I have been feeling a bit down lately...and I've been avoiding a post as a result of it.

I'm knitting. I'm participating in NaKniSweMo and I've brought out an old WIP from my basket to finish this month. I had only finished a few inches before I threw it into oblivion and I was certain it would be a long time before it ever found its way out. So, I'm pretty proud of myself for doing it so quickly. Although, the real reason is that I wanted to participate and I can't buy yarn.

That's because I suck.

I'm writing. I'm doing the seemingly suicidal mission of NaNoWriMo ((hence my inability to resist NaKniSweMo, which is a knitting spin off of the concept)).
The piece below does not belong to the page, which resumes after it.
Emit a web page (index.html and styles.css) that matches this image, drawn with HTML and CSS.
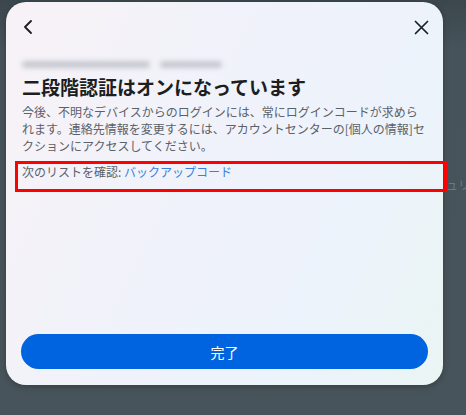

I need 50,000 words by the end of November 30th. I'm up to 9,130 words, which actually puts me ahead of schedule. I'm trying to keep it that way.

I've started a mystery project. It's my own pattern...I hope it works. I'm not sure if I will publish the pattern or not. That will depend on how much I like it and the feedback I get from the finished object. I'm also worried that it might not actually be original enough to publish. I dreamed it up last night and thought it was the coolest idea, but I wouldn't be surprised if, through some searching, I found something similar already written up into a pattern. Bah, this just shows that the only thing I truly got out of college is a lot of paranoia. The trouble with America is...

The trouble with me is that I'm afraid of life, in a sense, and I am starting to worry about money. I'm in a terrible rut and I see that I will be here for the next 30 years to come. At least that is how I feel. I'll be 24 this month...if that answers any questions. I know how people like to generalize things into age groups and developmental processes. They are right to do so, but I'm not sure it really helps any of us twenty-somethings to point that fact out to us. Yes, I'm whining, but I feel like I don't get to express these feelings very often. So many people have no idea...my life is a closed book, I've intentionally made it that way. Sorry, I don't know where this is coming from...it just wanted to be written, I guess.